Of course, we have legislature for those things, so why not software?

riffraff · on Jan 17, 2018

I am sure other fields have a better development story these days, but isn't it a matter of perceived risk and relative effort?

I.e. we rarely hear about plane crashes caused by software, or power plants accidentally blowing up due to an integer underflow.

Civil engineers make solid bridges, but most software is not the golden gate, it's a shed thrown together by some guy who's not an engineer nor a professional mason.

mpweiher · on Jan 17, 2018

How many people die because of software? How many die because of cars?

We could make cars that don't kill people.

We could make software that doesn't break.

jlgaddis · on Jan 17, 2018

Damn, it's been nearly 20 years since qmail 1.03 was released (June 1998)? It sure doesn't seem like that long!

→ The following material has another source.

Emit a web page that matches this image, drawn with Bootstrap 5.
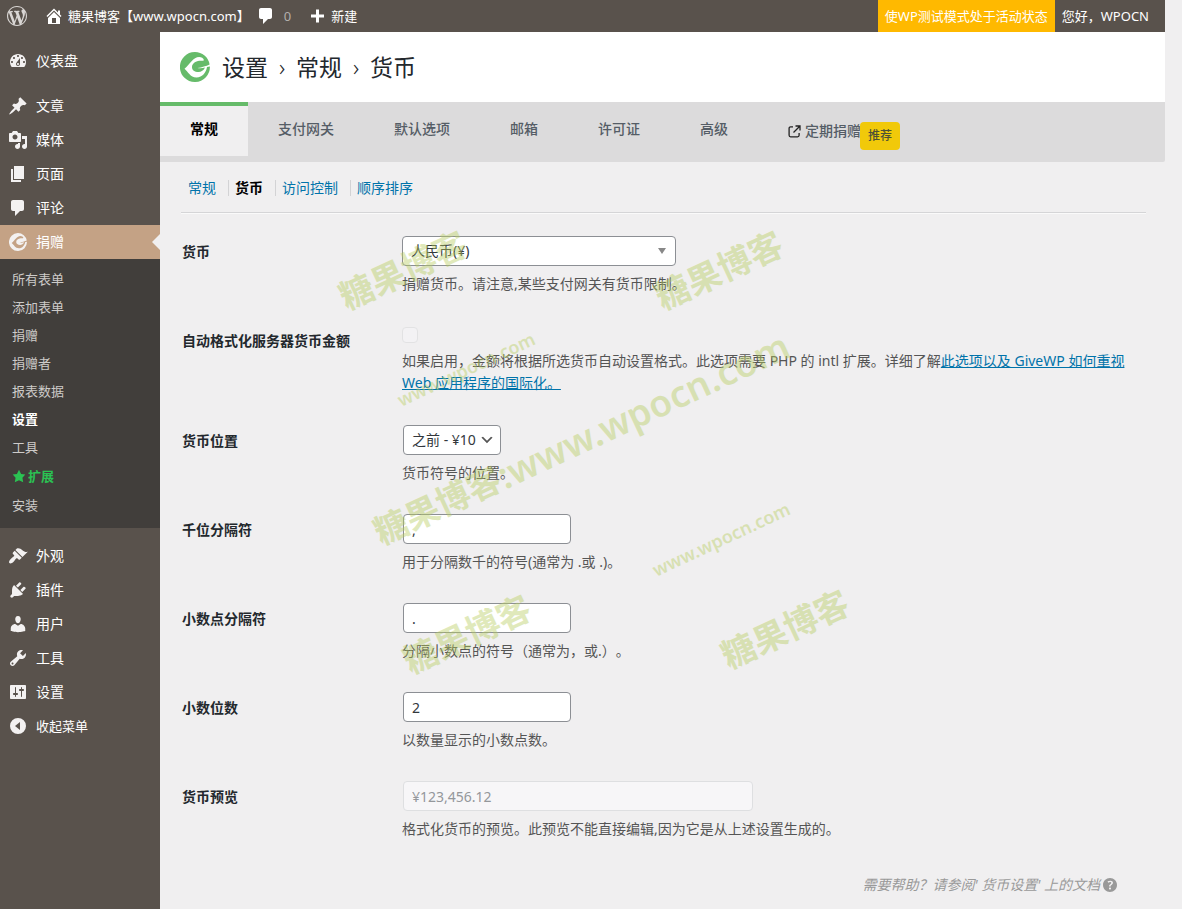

I recall setting up qmail "toasters" on FreeBSD to do virtual hosting. Maybe I was just too much of a "n00b" but I remember it being a big PITA to get all the services to play well together. There was this hip new outfit named Yahoo! that was using it for their new webmail service, though -- as opposed to sendmail, which pretty much every MTA on the Internet used at the time (and I was proficient enough with sendmail that I would edit my sendmail.cf by hand; pffft, who needs m4!?) -- so I assumed it was certainly capable of handling my volume of mail. (I wasn't running authoritative DNS servers at the time or I probably would've used djbdns over BIND as well.)

qmail, unfortunately, never did become too popular (relatively speaking, of course) and that's really a shame, because, as the quote in the article says:

> "We need invulnerable software systems, and we need them today, ..."

While that was certainly true then, it's even more true now.

On a side note, I'm surprised that the "qmail security guarantee" [0,1] wasn't mentioned in the article:

> "In March 1997, I took the unusual step of publicly offering $500 to the first person to publish a verifiable security hole in the latest version of qmail: for example, a way for a user to exploit qmail to take over another account. My offer still stands. Nobody has found any security holes in qmail. I hereby increase the offer to $1000."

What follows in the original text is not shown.